Chloe, after waltzing out of the top-secret, highly secured CTU headquarters and driving away in her own car, shows up at Bill’s front door like a lost little girl. Bill welcomes the waif into what appears to be a home worth a cool quarter mil, not bad for government work. The two get busy trying to get back up to speed on the rapidly developing chain of events.
What with Henderson and his goons on their way and Jack realizing that Logan couldn’t be trusted any further than he could throw him, Bauer figures out a way to use the steam pipe to melt the plastic restraints off of his hands. Freeing himself with a series of painful grunts (which means you or I would be screaming at the top of our lungs as our wrists were seared), Jack cold cocks one guard and surprises the other (from whom he retakes possession of the precious tape). Jack is about ready to escape when the dreaded black helicopter makes its ominous appearance and opens up on the Secretary’s bodyguard and Bauer.
A terrific firefight ensues with Jack taking down two thugs even before they can disembark from the copter. The bodyguard proves his metal by taking down two thugs himself before meeting the fate of all those who try to help Jack in gunfights. As a denouement to the battle, Jack takes careful aim and blows up a gas truck taking out the last of Henderson’s 3rd crew. Henderson himself has snuck into the hangar where poor Audrey has been stuck waiting for Jack.
Another excellently done confrontation this time between Jack and his nemeses Henderson. Buckaroo has Audrey under the gun and Jack tries appealing to the better angels of his nature:
JACK: Let her go, Christopher!
HENDERSON: After I have the recording.
JACK: Why are you doing this? Why are you protecting Logan?
HENDERSON: I’m protecting something far more important than Charles Logan.
JACK: What?
HENDERSON: The integrity of our government.
JACK: Our government has no integrity. Not when someone like Charles Logan occupies the Presidency.

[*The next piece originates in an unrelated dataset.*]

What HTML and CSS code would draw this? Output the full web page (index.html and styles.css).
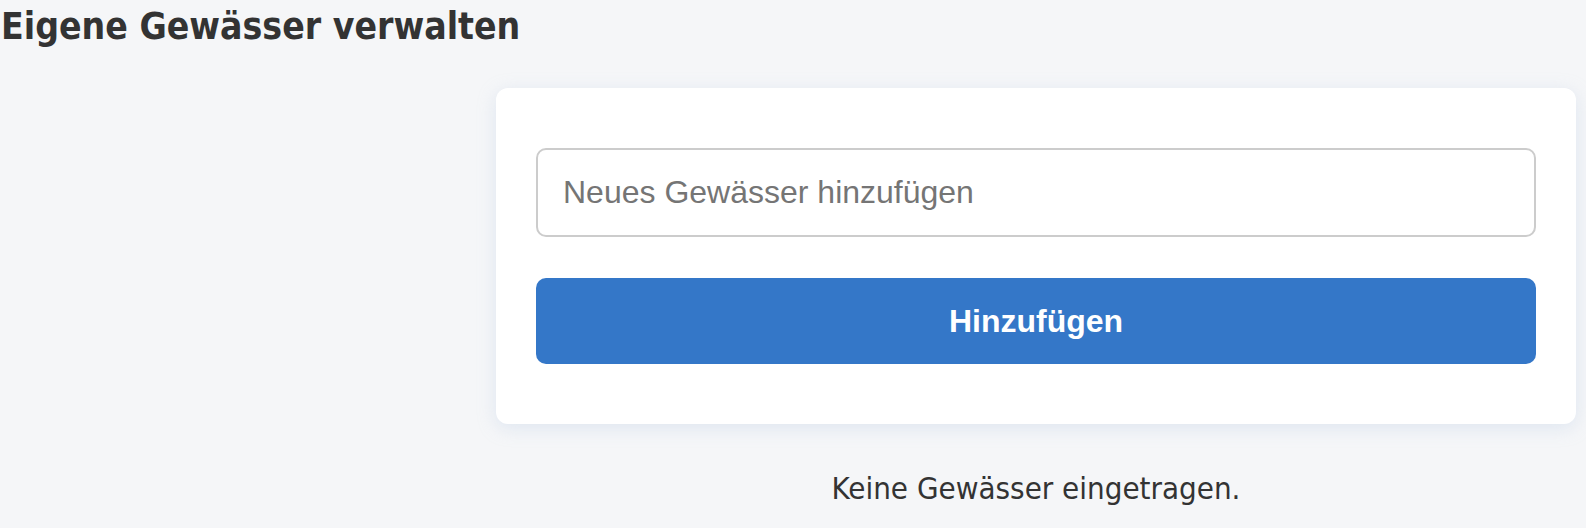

Do we have another clue here? “I’m protecting something far more important than Charles Logan.”
COULD HENDERSON ACTUALLY BE WORKING FOR AN AGENCY TRYING TO “STING” THE PRESIDENT? Or was it simply Henderson’s way of saying that he’s a patriot?
Anything is possible.
Jack eventually relents in giving the tape to Henderson but not before Buckeroo slashes poor Audrey in an artery in her arm thus putting her on the death watch. Jack has 15 minutes or its back to being an oil driller and having to put up with 15 year old Derek and his stacked but clueless mom. To forestall that horrible prospect, Jack applies a tourniquet to Audrey’s profusely bleeding arm.
Henderson calls Logan with the good news about the tape just as the President was about to sign his resignation. Then, in front of the Vice President, Logan fires Heller. But Heller isn’t done. He spills the plot while a fascinated and thoroughly perplexed Vice President Gardener looks on. Does he believe Heller? Let’s hope he’s not as dumb as most Vice Presidents.

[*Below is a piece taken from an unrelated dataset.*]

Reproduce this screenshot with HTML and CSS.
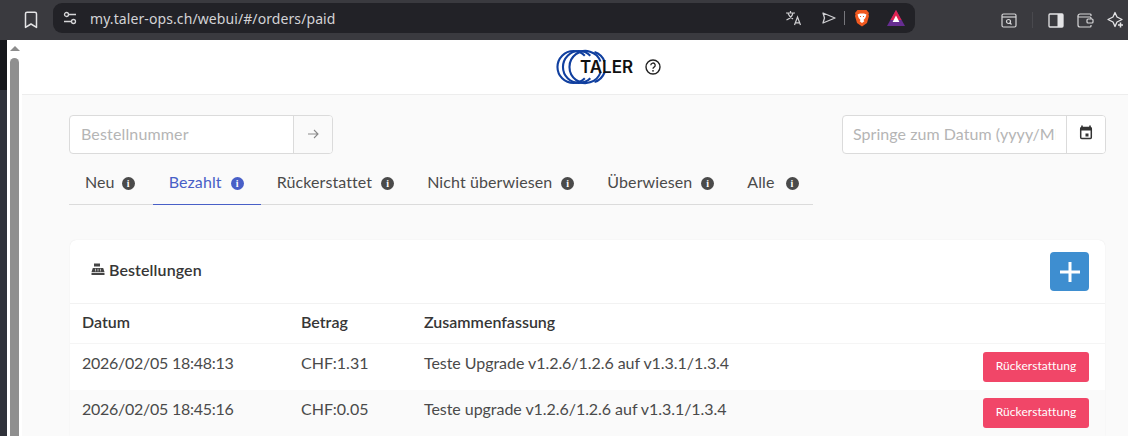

Heller is escorted out of the Presidential compound but one gets the distinct feeling he will be back and that he will thoroughly enjoy his second visit.
BODY COUNT
Six thugs are done in. One good guy bites the dust. Jack had a fun night as he got to blow up a gas truck and kill 4 bad guys.
JACK: 30
SHOW: 181
SPECULATION
Aaron’s disappearance is troubling. Only Martha knew he was going to be out there. Is Martha part of the plot or does she have her own ax to grind?
Why is martial law still in effect? This, plus a few other nagging questions leads me to believe that one more shoe is going to drop on this plot before the season is over.